Give the data again exactly as written, skipping any pictures.

INFORMATION PROVIDED:
"""
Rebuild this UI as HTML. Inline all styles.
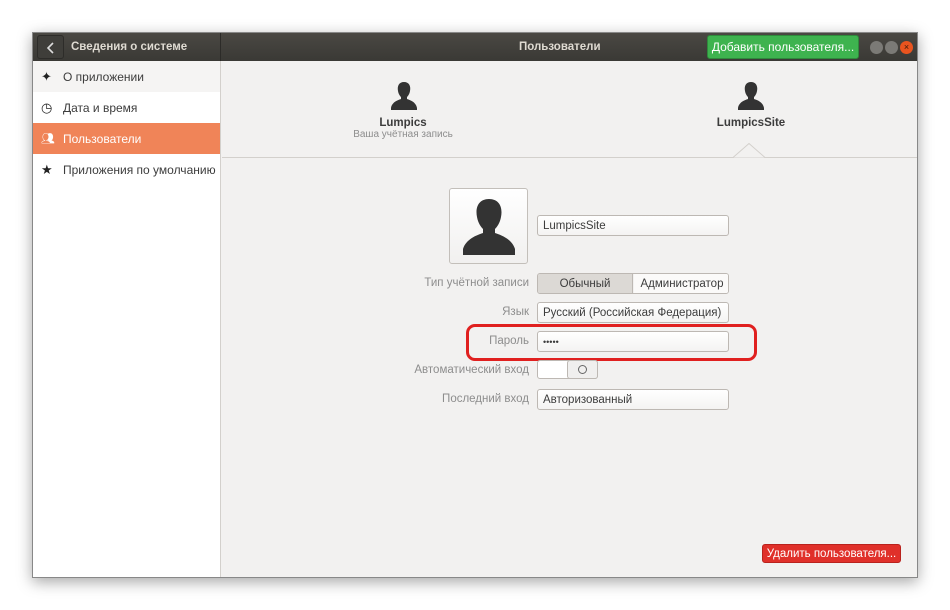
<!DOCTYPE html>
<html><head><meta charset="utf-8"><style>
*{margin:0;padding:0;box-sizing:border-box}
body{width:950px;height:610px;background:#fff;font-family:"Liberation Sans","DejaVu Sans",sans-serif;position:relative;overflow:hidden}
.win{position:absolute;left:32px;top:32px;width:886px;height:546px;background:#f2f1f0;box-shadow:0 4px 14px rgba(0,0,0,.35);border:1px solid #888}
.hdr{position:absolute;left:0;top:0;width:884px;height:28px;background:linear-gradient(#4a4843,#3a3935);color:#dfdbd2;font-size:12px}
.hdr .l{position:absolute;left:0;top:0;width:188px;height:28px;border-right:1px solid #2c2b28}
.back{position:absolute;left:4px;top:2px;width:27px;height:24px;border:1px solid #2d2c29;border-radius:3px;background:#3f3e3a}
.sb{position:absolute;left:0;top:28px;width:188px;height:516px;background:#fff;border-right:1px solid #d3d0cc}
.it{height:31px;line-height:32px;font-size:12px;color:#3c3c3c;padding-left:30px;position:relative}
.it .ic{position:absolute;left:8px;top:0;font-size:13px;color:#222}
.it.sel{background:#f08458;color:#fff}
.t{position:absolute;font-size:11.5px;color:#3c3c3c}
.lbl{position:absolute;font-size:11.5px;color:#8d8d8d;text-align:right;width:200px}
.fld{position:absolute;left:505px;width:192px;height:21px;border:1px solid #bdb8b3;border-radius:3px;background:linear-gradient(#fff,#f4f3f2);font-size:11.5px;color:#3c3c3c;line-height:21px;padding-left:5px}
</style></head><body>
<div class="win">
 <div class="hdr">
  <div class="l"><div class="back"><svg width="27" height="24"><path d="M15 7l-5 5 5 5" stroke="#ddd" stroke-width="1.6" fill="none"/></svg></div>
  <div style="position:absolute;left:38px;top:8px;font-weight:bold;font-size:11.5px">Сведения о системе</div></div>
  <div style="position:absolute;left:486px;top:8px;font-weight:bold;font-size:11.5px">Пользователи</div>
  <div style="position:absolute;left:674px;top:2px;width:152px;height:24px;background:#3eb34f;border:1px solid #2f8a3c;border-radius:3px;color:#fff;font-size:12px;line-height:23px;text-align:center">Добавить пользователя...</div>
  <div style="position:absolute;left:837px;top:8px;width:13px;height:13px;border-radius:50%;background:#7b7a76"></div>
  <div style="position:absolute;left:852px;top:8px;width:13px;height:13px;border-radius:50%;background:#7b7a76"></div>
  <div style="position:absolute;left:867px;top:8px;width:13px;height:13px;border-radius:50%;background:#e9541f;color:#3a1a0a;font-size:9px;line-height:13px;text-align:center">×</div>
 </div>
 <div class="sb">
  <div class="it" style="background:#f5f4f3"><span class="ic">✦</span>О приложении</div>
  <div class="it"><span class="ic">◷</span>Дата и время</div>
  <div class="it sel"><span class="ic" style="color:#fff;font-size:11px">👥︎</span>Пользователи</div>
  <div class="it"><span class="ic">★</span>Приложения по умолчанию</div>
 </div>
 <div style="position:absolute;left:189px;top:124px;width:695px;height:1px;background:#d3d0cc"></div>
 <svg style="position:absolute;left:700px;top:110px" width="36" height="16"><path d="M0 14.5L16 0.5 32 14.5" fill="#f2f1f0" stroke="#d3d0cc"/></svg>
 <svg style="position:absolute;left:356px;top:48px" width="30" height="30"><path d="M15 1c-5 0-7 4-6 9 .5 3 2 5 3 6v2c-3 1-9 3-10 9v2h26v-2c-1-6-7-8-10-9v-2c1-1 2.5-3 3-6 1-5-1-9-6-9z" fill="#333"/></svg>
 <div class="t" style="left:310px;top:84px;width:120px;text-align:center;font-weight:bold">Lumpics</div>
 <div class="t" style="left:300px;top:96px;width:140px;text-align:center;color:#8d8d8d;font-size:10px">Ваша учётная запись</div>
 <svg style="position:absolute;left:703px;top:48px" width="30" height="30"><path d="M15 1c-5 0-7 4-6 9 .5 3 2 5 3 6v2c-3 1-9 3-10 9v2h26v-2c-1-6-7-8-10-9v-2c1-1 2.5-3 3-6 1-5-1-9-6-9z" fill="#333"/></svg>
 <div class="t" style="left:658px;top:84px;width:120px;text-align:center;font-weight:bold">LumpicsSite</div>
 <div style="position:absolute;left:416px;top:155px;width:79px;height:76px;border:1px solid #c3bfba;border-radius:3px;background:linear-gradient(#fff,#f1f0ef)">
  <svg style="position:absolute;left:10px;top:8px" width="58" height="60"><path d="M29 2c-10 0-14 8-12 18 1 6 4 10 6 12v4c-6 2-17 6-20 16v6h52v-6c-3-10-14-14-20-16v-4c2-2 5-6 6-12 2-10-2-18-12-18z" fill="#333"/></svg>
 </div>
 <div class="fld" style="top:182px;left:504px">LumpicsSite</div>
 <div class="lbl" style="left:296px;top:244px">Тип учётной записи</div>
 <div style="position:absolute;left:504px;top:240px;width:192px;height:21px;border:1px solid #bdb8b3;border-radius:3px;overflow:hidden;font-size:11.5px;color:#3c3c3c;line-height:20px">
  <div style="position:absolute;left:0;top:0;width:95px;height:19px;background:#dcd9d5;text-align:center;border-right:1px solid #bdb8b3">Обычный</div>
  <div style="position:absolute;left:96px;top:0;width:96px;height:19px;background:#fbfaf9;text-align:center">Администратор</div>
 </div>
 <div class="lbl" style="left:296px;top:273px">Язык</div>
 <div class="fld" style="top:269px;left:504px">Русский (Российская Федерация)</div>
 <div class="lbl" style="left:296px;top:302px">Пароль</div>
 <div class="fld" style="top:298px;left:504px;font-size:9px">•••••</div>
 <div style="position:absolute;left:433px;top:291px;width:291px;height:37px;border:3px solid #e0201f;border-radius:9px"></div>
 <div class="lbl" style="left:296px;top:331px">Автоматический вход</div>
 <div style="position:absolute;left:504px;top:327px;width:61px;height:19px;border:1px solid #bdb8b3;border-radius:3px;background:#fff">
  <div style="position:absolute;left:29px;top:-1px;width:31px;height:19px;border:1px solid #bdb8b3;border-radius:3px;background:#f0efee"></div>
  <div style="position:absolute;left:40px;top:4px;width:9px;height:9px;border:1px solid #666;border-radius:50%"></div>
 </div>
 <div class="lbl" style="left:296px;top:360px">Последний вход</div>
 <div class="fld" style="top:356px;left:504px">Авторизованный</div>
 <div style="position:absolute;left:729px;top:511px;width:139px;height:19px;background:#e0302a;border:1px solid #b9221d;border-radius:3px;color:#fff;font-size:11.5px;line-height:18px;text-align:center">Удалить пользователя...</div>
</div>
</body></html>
"""
FINAL ANSWER:
Rebuild this UI as HTML. Inline all styles.
<!DOCTYPE html>
<html><head><meta charset="utf-8"><style>
*{margin:0;padding:0;box-sizing:border-box}
body{width:950px;height:610px;background:#fff;font-family:"Liberation Sans","DejaVu Sans",sans-serif;position:relative;overflow:hidden}
.win{position:absolute;left:32px;top:32px;width:886px;height:546px;background:#f2f1f0;box-shadow:0 4px 14px rgba(0,0,0,.35);border:1px solid #888}
.hdr{position:absolute;left:0;top:0;width:884px;height:28px;background:linear-gradient(#4a4843,#3a3935);color:#dfdbd2;font-size:12px}
.hdr .l{position:absolute;left:0;top:0;width:188px;height:28px;border-right:1px solid #2c2b28}
.back{position:absolute;left:4px;top:2px;width:27px;height:24px;border:1px solid #2d2c29;border-radius:3px;background:#3f3e3a}
.sb{position:absolute;left:0;top:28px;width:188px;height:516px;background:#fff;border-right:1px solid #d3d0cc}
.it{height:31px;line-height:32px;font-size:12px;color:#3c3c3c;padding-left:30px;position:relative}
.it .ic{position:absolute;left:8px;top:0;font-size:13px;color:#222}
.it.sel{background:#f08458;color:#fff}
.t{position:absolute;font-size:11.5px;color:#3c3c3c}
.lbl{position:absolute;font-size:11.5px;color:#8d8d8d;text-align:right;width:200px}
.fld{position:absolute;left:505px;width:192px;height:21px;border:1px solid #bdb8b3;border-radius:3px;background:linear-gradient(#fff,#f4f3f2);font-size:11.5px;color:#3c3c3c;line-height:21px;padding-left:5px}
</style></head><body>
<div class="win">
 <div class="hdr">
  <div class="l"><div class="back"><svg width="27" height="24"><path d="M15 7l-5 5 5 5" stroke="#ddd" stroke-width="1.6" fill="none"/></svg></div>
  <div style="position:absolute;left:38px;top:8px;font-weight:bold;font-size:11.5px">Сведения о системе</div></div>
  <div style="position:absolute;left:486px;top:8px;font-weight:bold;font-size:11.5px">Пользователи</div>
  <div style="position:absolute;left:674px;top:2px;width:152px;height:24px;background:#3eb34f;border:1px solid #2f8a3c;border-radius:3px;color:#fff;font-size:12px;line-height:23px;text-align:center">Добавить пользователя...</div>
  <div style="position:absolute;left:837px;top:8px;width:13px;height:13px;border-radius:50%;background:#7b7a76"></div>
  <div style="position:absolute;left:852px;top:8px;width:13px;height:13px;border-radius:50%;background:#7b7a76"></div>
  <div style="position:absolute;left:867px;top:8px;width:13px;height:13px;border-radius:50%;background:#e9541f;color:#3a1a0a;font-size:9px;line-height:13px;text-align:center">×</div>
 </div>
 <div class="sb">
  <div class="it" style="background:#f5f4f3"><span class="ic">✦</span>О приложении</div>
  <div class="it"><span class="ic">◷</span>Дата и время</div>
  <div class="it sel"><span class="ic" style="color:#fff;font-size:11px">👥︎</span>Пользователи</div>
  <div class="it"><span class="ic">★</span>Приложения по умолчанию</div>
 </div>
 <div style="position:absolute;left:189px;top:124px;width:695px;height:1px;background:#d3d0cc"></div>
 <svg style="position:absolute;left:700px;top:110px" width="36" height="16"><path d="M0 14.5L16 0.5 32 14.5" fill="#f2f1f0" stroke="#d3d0cc"/></svg>
 <svg style="position:absolute;left:356px;top:48px" width="30" height="30"><path d="M15 1c-5 0-7 4-6 9 .5 3 2 5 3 6v2c-3 1-9 3-10 9v2h26v-2c-1-6-7-8-10-9v-2c1-1 2.5-3 3-6 1-5-1-9-6-9z" fill="#333"/></svg>
 <div class="t" style="left:310px;top:84px;width:120px;text-align:center;font-weight:bold">Lumpics</div>
 <div class="t" style="left:300px;top:96px;width:140px;text-align:center;color:#8d8d8d;font-size:10px">Ваша учётная запись</div>
 <svg style="position:absolute;left:703px;top:48px" width="30" height="30"><path d="M15 1c-5 0-7 4-6 9 .5 3 2 5 3 6v2c-3 1-9 3-10 9v2h26v-2c-1-6-7-8-10-9v-2c1-1 2.5-3 3-6 1-5-1-9-6-9z" fill="#333"/></svg>
 <div class="t" style="left:658px;top:84px;width:120px;text-align:center;font-weight:bold">LumpicsSite</div>
 <div style="position:absolute;left:416px;top:155px;width:79px;height:76px;border:1px solid #c3bfba;border-radius:3px;background:linear-gradient(#fff,#f1f0ef)">
  <svg style="position:absolute;left:10px;top:8px" width="58" height="60"><path d="M29 2c-10 0-14 8-12 18 1 6 4 10 6 12v4c-6 2-17 6-20 16v6h52v-6c-3-10-14-14-20-16v-4c2-2 5-6 6-12 2-10-2-18-12-18z" fill="#333"/></svg>
 </div>
 <div class="fld" style="top:182px;left:504px">LumpicsSite</div>
 <div class="lbl" style="left:296px;top:244px">Тип учётной записи</div>
 <div style="position:absolute;left:504px;top:240px;width:192px;height:21px;border:1px solid #bdb8b3;border-radius:3px;overflow:hidden;font-size:11.5px;color:#3c3c3c;line-height:20px">
  <div style="position:absolute;left:0;top:0;width:95px;height:19px;background:#dcd9d5;text-align:center;border-right:1px solid #bdb8b3">Обычный</div>
  <div style="position:absolute;left:96px;top:0;width:96px;height:19px;background:#fbfaf9;text-align:center">Администратор</div>
 </div>
 <div class="lbl" style="left:296px;top:273px">Язык</div>
 <div class="fld" style="top:269px;left:504px">Русский (Российская Федерация)</div>
 <div class="lbl" style="left:296px;top:302px">Пароль</div>
 <div class="fld" style="top:298px;left:504px;font-size:9px">•••••</div>
 <div style="position:absolute;left:433px;top:291px;width:291px;height:37px;border:3px solid #e0201f;border-radius:9px"></div>
 <div class="lbl" style="left:296px;top:331px">Автоматический вход</div>
 <div style="position:absolute;left:504px;top:327px;width:61px;height:19px;border:1px solid #bdb8b3;border-radius:3px;background:#fff">
  <div style="position:absolute;left:29px;top:-1px;width:31px;height:19px;border:1px solid #bdb8b3;border-radius:3px;background:#f0efee"></div>
  <div style="position:absolute;left:40px;top:4px;width:9px;height:9px;border:1px solid #666;border-radius:50%"></div>
 </div>
 <div class="lbl" style="left:296px;top:360px">Последний вход</div>
 <div class="fld" style="top:356px;left:504px">Авторизованный</div>
 <div style="position:absolute;left:729px;top:511px;width:139px;height:19px;background:#e0302a;border:1px solid #b9221d;border-radius:3px;color:#fff;font-size:11.5px;line-height:18px;text-align:center">Удалить пользователя...</div>
</div>
</body></html>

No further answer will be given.